Markets have characterized Warsh as a committed “inflation hawk” who may prioritize aggressive balance sheet reduction and a “strong dollar” policy.

This shift has effectively deflated the “debasement trade”—a strategy that propelled gold throughout 2025 as investors hedged against surging government debt and fears of Fed interference.

With Warsh expected to champion central bank independence and a tighter monetary grip, the incentive to hold non-yielding assets like gold has diminished almost overnight.

Technical Breakdown: From Parabolic to Panic

The technical picture for gold is equally dramatic. The metal had been trading in a parabolic curve throughout January, fueled by speculative buying from retail investors and massive inflows into gold-backed ETFs. However, as prices neared the psychological $6,000 mark, the market became “over-extended.”

On Friday and through early Monday trading, the break of the 20-day Simple Moving Average (SMA) near $4,800 triggered a wave of automated sell orders.

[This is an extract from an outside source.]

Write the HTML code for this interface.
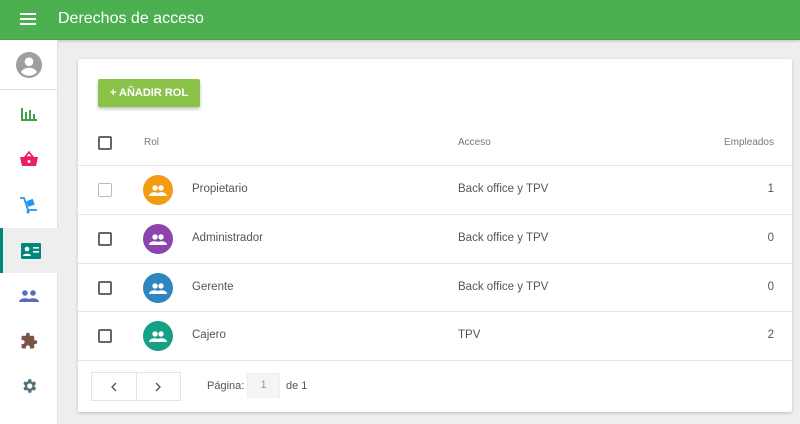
<!DOCTYPE html>
<html><head><meta charset="utf-8"><style>
*{box-sizing:border-box;margin:0;padding:0}
body{width:800px;height:424px;overflow:hidden;background:#eeeeee;font-family:"Liberation Sans",sans-serif;position:relative}
.hdr{position:absolute;left:0;top:0;width:800px;height:40px;background:#4caf50;border-bottom:1px solid #43a047;box-shadow:0 1px 3px rgba(0,0,0,.2)}
.hdr .t{position:absolute;left:58px;top:10px;color:#fff;font-size:16px}
.side{position:absolute;left:0;top:40px;width:58px;height:384px;background:#fff;border-right:1px solid #e0e0e0}
.si{position:absolute;left:0;width:58px;height:45px;display:flex;align-items:center;justify-content:center}
.card{position:absolute;left:78px;top:59px;width:714px;height:353px;background:#fff;box-shadow:0 1px 3px rgba(0,0,0,.2);border-radius:2px}
.btn{position:absolute;left:20px;top:20px;width:102px;height:28px;background:#8bc34a;color:#fff;font-size:11px;font-weight:bold;display:flex;align-items:center;justify-content:center;box-shadow:0 2px 3px rgba(0,0,0,.25);border-radius:2px}
.row{position:absolute;left:0;width:714px;border-bottom:1px solid #e6e6e6;font-size:11.5px;color:#555}
.cb{position:absolute;left:20px;width:14px;height:14px;border:2px solid #666;border-radius:2px}
.av{position:absolute;left:65px;width:30px;height:30px;border-radius:50%;display:flex;align-items:center;justify-content:center}
.abs{position:absolute}
</style></head><body>
<div class="hdr">
<svg class="abs" style="left:20px;top:12px" width="16" height="14"><rect y="1" width="16" height="2" fill="#fff"/><rect y="6" width="16" height="2" fill="#fff"/><rect y="11" width="16" height="2" fill="#fff"/></svg>
<div class="t">Derechos de acceso</div></div>
<div class="side">
<div class="si" style="top:0;height:50px;border-bottom:1px solid #e0e0e0"><svg width="26" height="26" viewBox="0 0 24 24"><circle cx="12" cy="12" r="12" fill="#9e9e9e"/><circle cx="12" cy="9" r="4" fill="#fff"/><path d="M4.5 18.5c2-3 4.5-4 7.5-4s5.5 1 7.5 4A10 10 0 0 1 4.5 18.5z" fill="#fff"/></svg></div>
<div class="si" style="top:51px"><svg width="18" height="16"><g fill="#43a047"><rect x="1" y="2" width="2" height="12"/><rect x="5" y="6" width="2" height="8"/><rect x="9" y="4" width="2" height="10"/><rect x="13" y="8" width="2" height="6"/><rect x="1" y="13" width="16" height="2"/></g></svg></div>
<div class="si" style="top:96px"><svg width="18" height="16"><path d="M5 6L9 1l4 5z" fill="none" stroke="#e91e63" stroke-width="1.6"/><path d="M0 6h18l-2 9H2z" fill="#e91e63"/><circle cx="9" cy="10.5" r="1.5" fill="#fff"/></svg></div>
<div class="si" style="top:142px"><svg width="20" height="18"><path d="M1 2h4l4 12h9" fill="none" stroke="#2196f3" stroke-width="1.8"/><rect x="8" y="4" width="7" height="6" fill="#2196f3" transform="rotate(-20 11 7)"/><circle cx="9" cy="16" r="1.5" fill="#2196f3"/></svg></div>
<div class="si" style="top:188px;background:#eeeeee;border-left:3px solid #00897b"><svg width="20" height="16"><rect width="20" height="16" rx="1" fill="#00897b"/><circle cx="6" cy="6" r="2.3" fill="#fff"/><path d="M2 13c0-3 8-3 8 0z" fill="#fff"/><rect x="12" y="4" width="6" height="1.6" fill="#fff"/><rect x="12" y="8" width="6" height="1.6" fill="#fff"/></svg></div>
<div class="si" style="top:233px"><svg width="20" height="12"><g fill="#5c6bc0"><circle cx="6" cy="3" r="2.8"/><circle cx="14" cy="3" r="2.8"/><path d="M0 12c0-5 12-5 12 0z"/><path d="M8 12c0-5 12-5 12 0z"/></g></svg></div>
<div class="si" style="top:278px"><svg width="18" height="18" viewBox="0 0 24 24"><path fill="#795548" d="M20.5 11H19V7c0-1.1-.9-2-2-2h-4V3.5a2.5 2.5 0 0 0-5 0V5H4c-1.1 0-2 .9-2 2v3.8h1.5c1.5 0 2.7 1.2 2.7 2.7S5 16.2 3.5 16.2H2V20c0 1.1.9 2 2 2h3.8v-1.5c0-1.5 1.2-2.7 2.7-2.7s2.7 1.200 2.7 2.7V22H17c1.1 0 2-.9 2-2v-4h1.5a2.5 2.5 0 0 0 0-5z"/></svg></div>
<div class="si" style="top:323px"><svg width="18" height="18" viewBox="0 0 24 24"><path fill="#546e7a" d="M19.4 13a7.5 7.5 0 0 0 0-2l2.1-1.6-2-3.5-2.5 1a7 7 0 0 0-1.700-1L15 3h-4l-.4 2.9a7 7 0 0 0-1.7 1l-2.5-1-2 3.5L6.6 11a7.5 7.5 0 0 0 0 2l-2.1 1.6 2 3.5 2.5-1a7 7 0 0 0 1.7 1L11 21h4l.4-2.9a7 7 0 0 0 1.7-1l2.5 1 2-3.5zM13 15.5a3.5 3.5 0 1 1 0-7 3.5 3.5 0 0 1 0 7z"/></svg></div>
</div>
<div class="card">
<div class="btn">+ AÑADIR ROL</div>
<div class="row" style="top:62px;height:45px;font-size:10px;color:#777">
<div class="cb" style="top:15px"></div>
<div class="abs" style="left:66px;top:16px">Rol</div>
<div class="abs" style="left:380px;top:16px">Acceso</div>
<div class="abs" style="right:18px;top:16px">Empleados</div></div>
<div class="row" style="top:107px;height:49px">
<div class="cb" style="top:17px;border:1px solid #bbb"></div>
<div class="av" style="top:9px;background:#f39c12"><svg width="18" height="11"><g fill="#fff"><circle cx="6" cy="3" r="2.7"/><circle cx="12" cy="3" r="2.7"/><path d="M0 11c0-5 11-5 11 0z"/><path d="M7 11c0-5 11-5 11 0z"/></g></svg></div>
<div class="abs" style="left:114px;top:17px">Propietario</div>
<div class="abs" style="left:380px;top:17px">Back office y TPV</div>
<div class="abs" style="right:18px;top:17px">1</div></div>
<div class="row" style="top:156px;height:49px">
<div class="cb" style="top:17px"></div>
<div class="av" style="top:9px;background:#8e44ad"><svg width="18" height="11"><g fill="#fff"><circle cx="6" cy="3" r="2.7"/><circle cx="12" cy="3" r="2.7"/><path d="M0 11c0-5 11-5 11 0z"/><path d="M7 11c0-5 11-5 11 0z"/></g></svg></div>
<div class="abs" style="left:114px;top:17px">Administrador</div>
<div class="abs" style="left:380px;top:17px">Back office y TPV</div>
<div class="abs" style="right:18px;top:17px">0</div></div>
<div class="row" style="top:205px;height:48px">
<div class="cb" style="top:17px"></div>
<div class="av" style="top:9px;background:#2e86c1"><svg width="18" height="11"><g fill="#fff"><circle cx="6" cy="3" r="2.7"/><circle cx="12" cy="3" r="2.7"/><path d="M0 11c0-5 11-5 11 0z"/><path d="M7 11c0-5 11-5 11 0z"/></g></svg></div>
<div class="abs" style="left:114px;top:17px">Gerente</div>
<div class="abs" style="left:380px;top:17px">Back office y TPV</div>
<div class="abs" style="right:18px;top:17px">0</div></div>
<div class="row" style="top:253px;height:49px">
<div class="cb" style="top:17px"></div>
<div class="av" style="top:9px;background:#16a085"><svg width="18" height="11"><g fill="#fff"><circle cx="6" cy="3" r="2.7"/><circle cx="12" cy="3" r="2.7"/><path d="M0 11c0-5 11-5 11 0z"/><path d="M7 11c0-5 11-5 11 0z"/></g></svg></div>
<div class="abs" style="left:114px;top:17px">Cajero</div>
<div class="abs" style="left:380px;top:17px">TPV</div>
<div class="abs" style="right:18px;top:17px">2</div></div>
<div class="abs" style="left:13px;top:313px;width:90px;height:29px;border:1px solid #e3e3e3;display:flex">
<div style="width:45px;border-right:1px solid #e3e3e3;display:flex;align-items:center;justify-content:center"><svg width="8" height="10"><path d="M6 1L2 5l4 4" fill="none" stroke="#555" stroke-width="1.4"/></svg></div>
<div style="width:44px;display:flex;align-items:center;justify-content:center"><svg width="8" height="10"><path d="M2 1l4 4-4 4" fill="none" stroke="#555" stroke-width="1.4"/></svg></div></div>
<div class="abs" style="left:129px;top:321px;font-size:11px;color:#555">Página:</div>
<div class="abs" style="left:169px;top:314px;width:33px;height:25px;background:#f5f5f5;border:1px solid #eee;font-size:11px;color:#999;text-align:center;line-height:23px">1</div>
<div class="abs" style="left:208px;top:321px;font-size:11px;color:#555">de 1</div>
</div>
</body></html>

As prices breached these technical floors, the CME Group and other major exchanges raised margin requirements for gold and silver futures.

This forced leveraged traders to liquidate their positions to cover costs, accelerating the downward spiral. Currently, the market is looking toward the 50-day SMA at $4,488 as the next critical line of defense for the long-term bull trend.

The Silver Contagion and Global Impact

Gold was not alone in its misery. Silver, often referred to as “gold on steroids,” experienced an even more violent collapse. After flirting with $120 per ounce, silver plunged over 35%, at one point dropping below $70 in its worst percentage drop on record.

This “cash-crush” has wiped out trillions in market capitalization across the precious metals complex, echoing the volatility last seen during the stagflation era of forty years ago.

Despite the carnage, some analysts remain cautiously optimistic. Goldman Sachs and JP Morgan continue to forecast a recovery toward the end of 2026, citing that while the “speculative froth” has been cleared, the structural drivers—geopolitical instability and central bank diversification away from the dollar—remain intact.
Central banks in emerging markets, led by China and India, have traditionally used such “dips” as opportunities to bolster their national reserves.

The Road Ahead: Correction or Crash?

As we look forward to the remainder of 2026, the question for Castle Journal readers is whether this is a healthy correction in a long-term bull market or the beginning of a sustained bear cycle.

The upcoming US employment data and the first official statements from the Fed-nominee will be the ultimate arbiters of gold’s direction.

For now, the era of “easy gains” in the gold market appears to have concluded. Investors are being forced to return to fundamentals, moving away from momentum-driven speculation and back toward value-based positioning.

The “Warsh Shock” has served as a potent reminder that even the most “certain” safe havens can succumb to the gravity of shifting global policy.